What makes Kifune-jinja Shrine even more special is the fact that you can choose from numerous designs. There’s one with a horse, one with a dragon, and another one with a painting of Izumi Shikibu Heian poet on it.
Now that you have a sneak peek into what it’s like to visit Kifune-jinja Shrine, read on to find out all the tips for getting there, photo-ops, and the best time to visit.
How to Get to Kifune-jinja Shrine from Downtown Kyoto?
If you’re not part of a tour nor have a chartered car for yourself, you can ride on the Eizan Railway Line combined with a short bus ride to get to Kifune-jinja Shrine.
- No matter where you start, you need to get off at the Demachi-yanagi Station first.
- When you arrive at Demachi-yanagi Station, connect with the Kibune-guchi Station on the Eizan Line for Kuruma in about 28 minutes.
- Once you get off at the Kibune-guchi Station, walk across the street to the adjacent bus stop and wait for bus No. 33 to come.
- This short bus ride is only 5 minutes long to drop you off at the Kifune Station. From there, take a short walk for a few minutes more along a small stream to arrive at the Kifune-jinja Shrine.

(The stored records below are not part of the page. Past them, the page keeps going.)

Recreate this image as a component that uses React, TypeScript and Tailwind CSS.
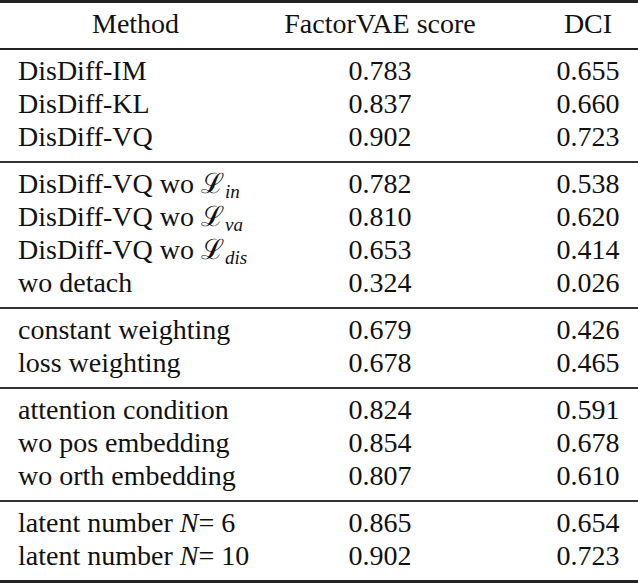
import type { ReactNode } from 'react'

type Row = { name: ReactNode; factor: string; dci: string }

const Loss = ({ sub }: { sub: string }) => (
  <>
    DisDiff-VQ wo <span>ℒ</span>
    <span className="italic text-[19px] leading-none align-[-5px] pl-[1px]">{sub}</span>
  </>
)

const Latent = ({ n }: { n: string }) => (
  <>
    latent number <span className="italic">N</span>= {n}
  </>
)

const groups: Row[][] = [
  [
    { name: 'DisDiff-IM', factor: '0.783', dci: '0.655' },
    { name: 'DisDiff-KL', factor: '0.837', dci: '0.660' },
    { name: 'DisDiff-VQ', factor: '0.902', dci: '0.723' },
  ],
  [
    { name: <Loss sub="in" />, factor: '0.782', dci: '0.538' },
    { name: <Loss sub="va" />, factor: '0.810', dci: '0.620' },
    { name: <Loss sub="dis" />, factor: '0.653', dci: '0.414' },
    { name: 'wo detach', factor: '0.324', dci: '0.026' },
  ],
  [
    { name: 'constant weighting', factor: '0.679', dci: '0.426' },
    { name: 'loss weighting', factor: '0.678', dci: '0.465' },
  ],
  [
    { name: 'attention condition', factor: '0.824', dci: '0.591' },
    { name: 'wo pos embedding', factor: '0.854', dci: '0.678' },
    { name: 'wo orth embedding', factor: '0.807', dci: '0.610' },
  ],
  [
    { name: <Latent n="6" />, factor: '0.865', dci: '0.654' },
    { name: <Latent n="10" />, factor: '0.902', dci: '0.723' },
  ],
]

const grid = 'grid grid-cols-[246px_232px_1fr_64px] px-[18px] h-[33px] leading-[33px] whitespace-nowrap'

export default function App() {
  return (
    <div className="w-[638px] h-[586px] bg-white text-[#111] text-[28px] font-['Liberation_Serif','DejaVu_Serif',serif]">
      <div className="border-t-[3px] border-b-2 border-[#222] pt-[4px] pb-[8px]">
        <div className={grid}>
          <div className="pl-[74px]">Method</div>
          <div className="text-center">FactorVAE score</div>
          <div />
          <div className="text-center">DCI</div>
        </div>
      </div>

      {groups.map((rows, gi) => (
        <div
          key={gi}
          className={
            gi === groups.length - 1
              ? 'border-b-[3px] border-[#222] pt-[4px] pb-[8px]'
              : 'border-b-2 border-[#333] pt-[4px] pb-[8px]'
          }
        >
          {rows.map((r, ri) => (
            <div key={ri} className={grid}>
              <div>{r.name}</div>
              <div className="text-center">{r.factor}</div>
              <div />
              <div className="text-center">{r.dci}</div>
            </div>
          ))}
        </div>
      ))}
    </div>
  )
}
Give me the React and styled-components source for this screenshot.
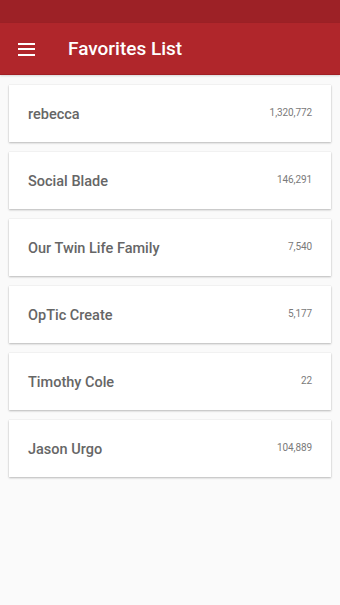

Things to Do in Kifune-jinja Shrine
A Scenic Stroll to the Entrance of Kifune-jinja Shrine: Gleaming Light Poles and Hirobun Restaurant
The leisure stroll along the soaring stream is part of the fun. It was such a scenic walk to soak up the peaceful vibe before entering the shrine. The entire road is well shaded with lots of trees flanking from above. If you can clear up your schedule to make space for a trip there in fall around November, the stunning fall foliage gives the pathway a blissful and vivid touch while the dazzling light poles gleam up the street at night.
Along this lovely cobbled pathway, you’ll see a lot of restaurants where you can lounge back to rest your tired bones and recharge with a stellar meal. Out of many dining spots up there, Hirobun is definitely the star of the show. During the steamy summer months from June to September, Hirobun becomes a perfect outing idea to revive and beat the heat.
It’s basically a covered restaurant perched atop a cascading mountain stream which is known as kawadoko in Japanese. They serve up some quirky chilled noodles that whizz down the icy water rushing on a bamboo tube.
This incredible lunch-ing idea is a big hook for lots of tourists, couples, and families who wanna engage in a midday chat on an elevated seat. You’ll be sitting around a low table on a tatami mat, trying to work your fingers and wield your chopsticks to catch that “gliding” somen!
The Red Torii Gate: A Beautiful Entrance to Spruce up Your Instagram
As mentioned above, after you get off the bus at the Kifune Station and walk for a few minutes along a small stream, you will see a red Torii gate and the entrance of Kifune-jinja Shrine.
The red torii gate teams up with the stairs to become a popular photo opt itself. The beauty of this Torii gate varies depending on which season you come. This is because the greenery around the gate fluctuates by season. And as mentioned, the fall foliage in autumn gives the scene its finest charm.
When winter comes during January and February, the stairway becomes a Pinterest-ready destination itself. They light up the entire stairway when the sun beams down after it snows, resulting in a mystical winter wonderland that you don’t want to miss. The thing is you can’t predict exactly when it’s gonna snow. Most of the time, they only update the lighting schedule on the day it snows. That means you’ve gotta keep a close eye on the lighting schedule posted online to plan your visit accordingly.
The Three Praying Halls on the Shrine Ground
Once you pass through the gate, there are three prayer halls that line up in order to complete your praying process.
The first hall is the main shrine called “Honmiya“. It enshrines the deity of water, Takaokami-no-kami with the typical architecture of a traditional shrine.
Next up, you will see the second shrine called “Okumiya“. “Okumiya” is about five minutes walking away from the first shrine and serves the same worshipping purpose. Legend has it that Okumiya is the holiest one out of the three prayer halls.
Finally, we have “Yui-no-yashiro” located in between the Honmiya and Okumiya. This is the third hall worshipping Iwanaga-no-himemikoto, a Japanese matchmaking deity taking over the relationships between lovers and friends, and creating opportunities.
Kifune-jinja Shrine is a lovely getaway to gain a closer look at Japanese culture and be one with nature. Regardless of your religion’s background, it’s a great place to experience a spiritual journey like a local Japanese. No matter which season you are in Kyoto, Kifune-jinja Shrine is totally worth your time to stop by for divination!